'Zira Goebbels'in çok kısa zamanda yeni stratejisine geçenleri gördükçe ortalığı neden yalanlarla donatmak isteyenleri insan daha anlıyor. O da, "aydınları hedef almayın, propagandanın hedefi her zaman kalabalık toplum kitleleri olmalıdır." sözü.'
Nazileri iktidara getiren propagandaların ve kitleleri ikna eden yalanların ustası Joseph Goebbels hayatını kaybetse de teknikleri yaşıyor. Düşünsenize, sosyal medya çağında Goebbels yaşıyor olsaydı, ortalık yalanların doğuracağı kaostan geçilir miydi?
Son zamanlarda birtakım medyanın “erdemli” davranışları göze çarpmıyor değil. Önce ortaya bir yalan atıyorlar, o yalan sosyal medyanın çukurunda yayılıyor, objektifliği bırakıp tamamen tarafını korumayı seçen kitleler haberin yalan olduğunu görse bile yalana inanmayı tercih ediyorlar.
Bu ne zamandır böyleydi, artık tek fark yalan haberi paylaşan medya kuruluşlarının söyledikleri yalan için özür dileyerek “erdemli vatandaş” pozlarını kesmesi. Hiç değilse bu şekilde ön alıyorlar, “bak haber doğru çıkmadı ama özür dilediler” gibi bir algıya oynayıp sözüm ona “güvenilir” kalacaklarını düşünüyorlar. O zamana kadar zaten yalan haber çoktan yayılmış oluyor.
Bu medya kuruluşlarını referans göstererek geçtiğimiz günlerde bazı siyasiler tarafından paylaşılan “Katarlı gençlere Türkiye’de sınavsız tıp eğitimi hakkı verildi” haberini asparagas çıkmasına rağmen sosyal medya hesaplarından silmeyenler oldu. Öyle ya, nasılsa üç beş inanan çıkar, inananlarda inanmaya devam eder, maksat “algıya giden her yol mubah sayılsın”.
Bazen bu ülkede gazeteciliğin düşmüş olduğu bu hali görünce onlarla nasıl aynı mesleği nasıl yapıyorum diye sorgulamıyor değilim. Neticede hiçbir şey olamadığım ya da okumuş olduğum lisansı yapamadığım için değil, bile isteye gazeteciliği seçtim. Bazıları ise gazeteciliği değil, yalan ustalığını tercih etmişe benziyor. Buna da “gazetecilik” diyorlar.

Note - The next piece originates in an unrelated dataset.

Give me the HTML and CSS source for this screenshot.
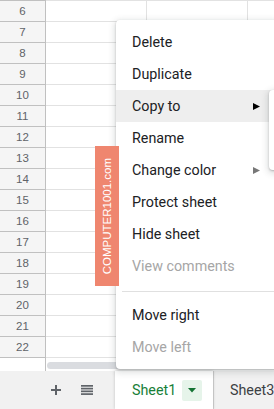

Goebbels denince akla gelen en önemli stratejisi, “propaganda esnasında yalan söyleyin, inananlar olacaktır. Şayet başarısız olduysanız devam edin” tekniği zaten bir süredir bu medya kuruluşları ve bu kuruluşları referans alan siyasetçiler tarafından sürdürülüyor, bu alışkanlık haline geldi.
Zira Goebbels’in çok kısa zamanda yeni stratejisine geçenleri gördükçe ortalığı neden yalanlarla donatmak isteyenleri insan daha anlıyor. O da, “aydınları hedef almayın, propagandanın hedefi her zaman kalabalık toplum kitleleri olmalıdır.” sözü. Hatırlayın, iki CHP’li gazetecinin milyonların önündeki kavgasını nasıl da örtbas etmeyi başardılar, her türlü iddianın yalanlarla peşinden koşanlar, “araştırmacı gazeteciliğini” her nedense bırakıp üç maymunu bir güzel oynadılar. Bu performans Nuri Bilge Ceylan’ı bile kıskandıracak cinsten.
84 milyonu ilgilendiren bu sürtüşmenin sonucunda bir güzel “anlaşıp” sustular, propagandanın hedefini ise şimdi kalabalık toplum kitlelerine çevirerek asparagaslarla konularını unutturmak istiyorlar.
Hele hele aynı konu minvalinde kendi kurumunda çalışanlarının bu “kirli ilişkileriyle” ilgili mangalda kül bırakmayanlar konunun özü ortak olmasına “cenazeme gelemezsin” kavgasına hiç girmediler. Herhalde mevzu bahis CHP’li gazeteciler olunca “araştırmacı gazetecilik” ya da “erdemli vatandaşlık” buhar olup gidiyor.
Konuyu değiştirmelerinde üstlerine yok, yalanlar üzerinden algı oyunculuğunda ise tüm Oscar ödüllerini toplarlar, bu da yetmezse, iki üç asparagas haberi ortaya yayar, halka da unuttururuz diye düşünüyorlar.
Son tüketim tarihi geçmiş bu taktikler yenilmez, biz de yemiyoruz.